Vendredi 18 mai 1917 [Après avoir quitté les tranchées le 16 mai]

 

« On parle déjà de nous envoyer aux tranchées. Quel drôle de repose alors qu’on nous avait promis 45 jours à l’arrière ! »

 

Samedi 19 mai 1917

 

« Nous partons lundi aux Bovettes. Le 49e bataillon de chasseurs manifeste très bruyamment devant le colonel Garçon : ils sont un peu pleins et rouspètent parce qu’on les fait remonter en ligne. »

 

Dimanche 27 mai 1917

 

« Nous attendons qu’on nous relève, avec une grande impatience, car nous sommes fourbus. Il y a encore des Sénégalais sur le terrain. On les panse […] On en évacue le maximum, comme on peut. Quelques uns meurent ici. »

Extraits des Carnets de l’aspirant Laby, Médecin dans les tranchées, Paris, Pluriel, 2001.

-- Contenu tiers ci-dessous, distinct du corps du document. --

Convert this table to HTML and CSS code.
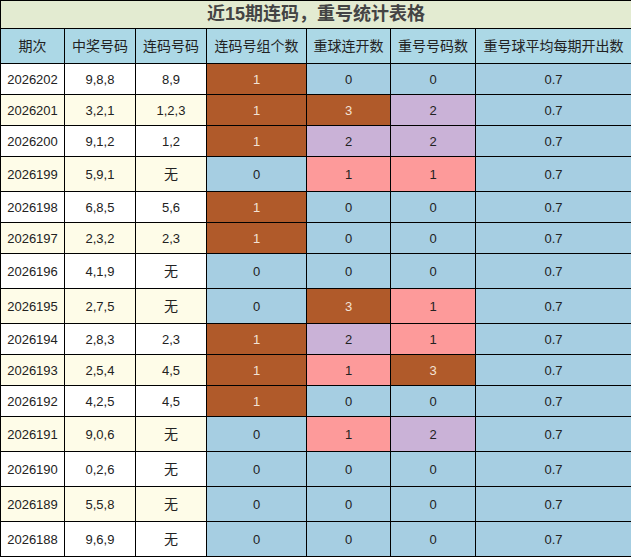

Lucien Laby avait 22 ans en 1914. Etudiant de médecine, belliqueux et patriote,  il est affecté au groupe de brancardiers divisionnaires de la 56e DR avec le grade d’aspirant avant d'être réaffecté à sa demande en juillet 1915 comme médecin auxiliaire de bataillon au 294e régiment d’infanterie, fonction décrite par lui comme celle de « brancardier de première classe (métier qui consiste à savoir ramper sous les balles et à coller des pansements sales dans l’obscurité avec des doigts pleins de boue) ». Après Verdun et la Champagne, il témoigne du Chemin des Dames en avril 1917 dans son carnet de guerre.